Als Intendant, vor allem in der Bochumer Zeit (1979-1986), war Peymann äußerst großzügig und ließ auch Ästhetiken zu, von denen er selbst sagte, dass er sie nicht einmal verstehen würde. Das Regie-Duo Manfred Karge / Matthias Langhoff zog soviel DDR-Emigration ins Ruhrgebiet, dass der dort mehrfach uraufgeführte Heiner Müller anerkennend meinte, in Bochum gebe es viel mehr DDR-Theater als in Leipzig.

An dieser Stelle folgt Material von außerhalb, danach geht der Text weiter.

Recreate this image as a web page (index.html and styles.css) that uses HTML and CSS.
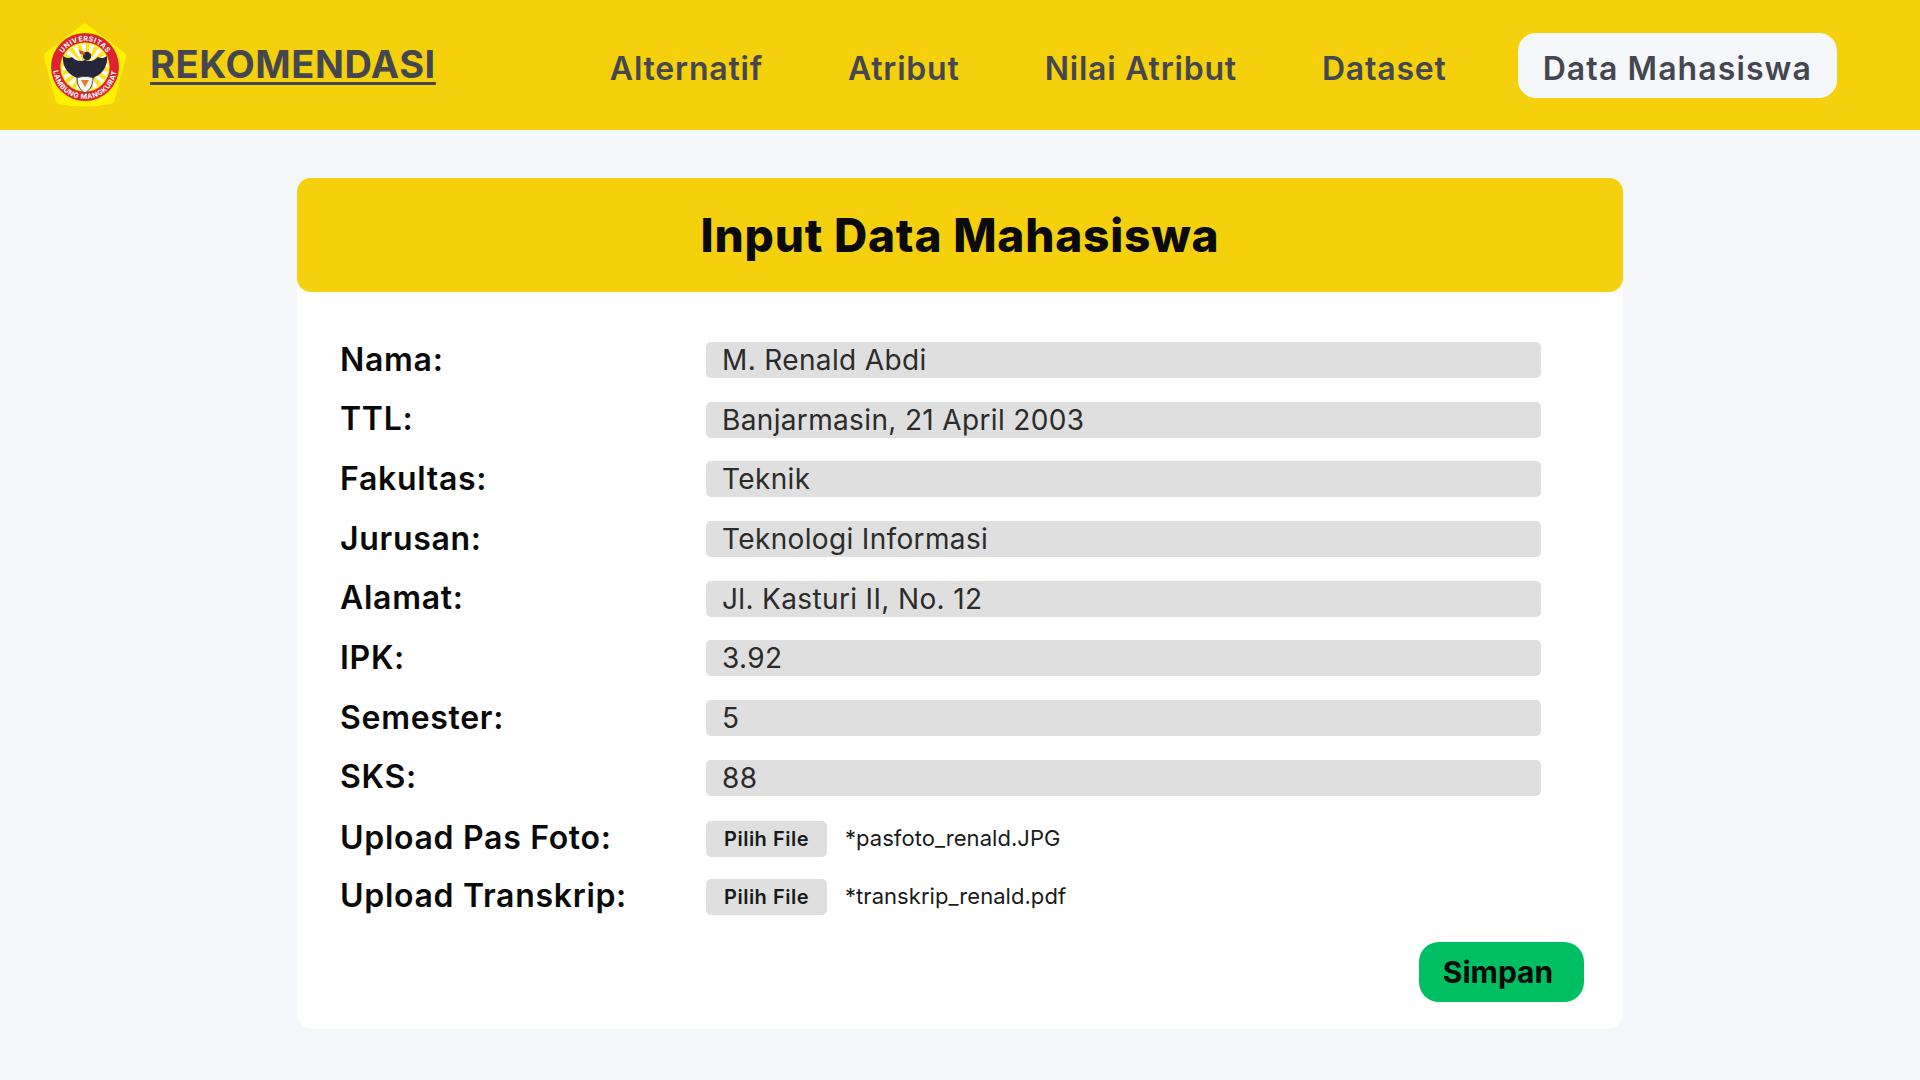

Die wohl beste Zeit als Intendant hatte Peymann als Intendant des Wiener Burgtheaters 1986 bis 1999. Auch hier ging es noch einmal um Entrümpelung, des veralteten Theaterbetriebs wie der verschleppten Nazi-Aufarbeitung. Die Uraufführung von Thomas Bernhards „Heldenplatz“ beschäftigte 1989 und darüber hinaus die ganze Alpenrepublik. Peymann war zur absoluten Größe eines Theatergotts gewachsen, dessen Schöpfungen wegen ihres gesellschaftlichen Gewichts auch von der Boulevardpresse genauestens begutachtet wurden.

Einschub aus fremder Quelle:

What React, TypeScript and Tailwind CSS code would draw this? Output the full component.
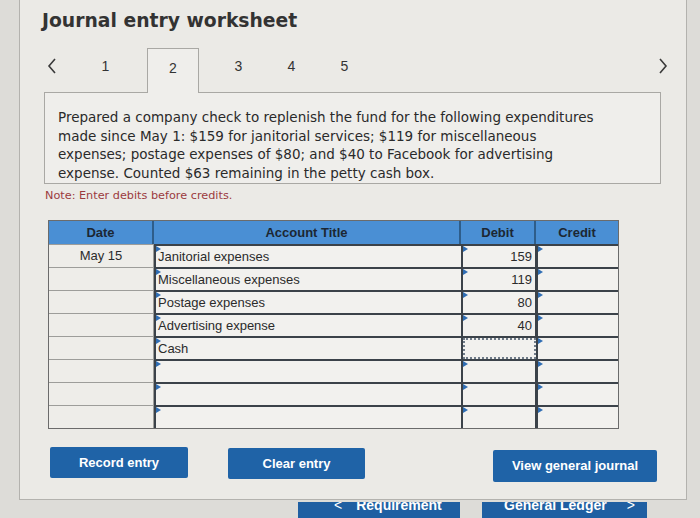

Diese Rolle eines Allmächtigen wollte ihm in der neuen, alten Hauptstadt Berlin in der Nachfolge Bertolt Brechts an dessen Theater dann aber nicht recht gelingen. Er holte am Berliner Ensemble die besten Regisseure seiner Generation zusammen – Peter Zadek, Peter Stein, Robert Wilson, Thomas Langhoff – und inszenierte Shakespeare in Thomas Braschs Neuübersetzungen, aber die Kritik sprach von einem gut geführten Theatermuseum der Stile, die in den 1970er- und 80er-Jahren als revolutionär galten. Peymann verwies dagegen auf Auslastungszahlen im oberen 90-Prozent-Bereich als unbestreitbaren Triumph neben seinen Verdiensten als Bernhard-Regisseur und Schauspiel-Patriarch der 68er-Generation.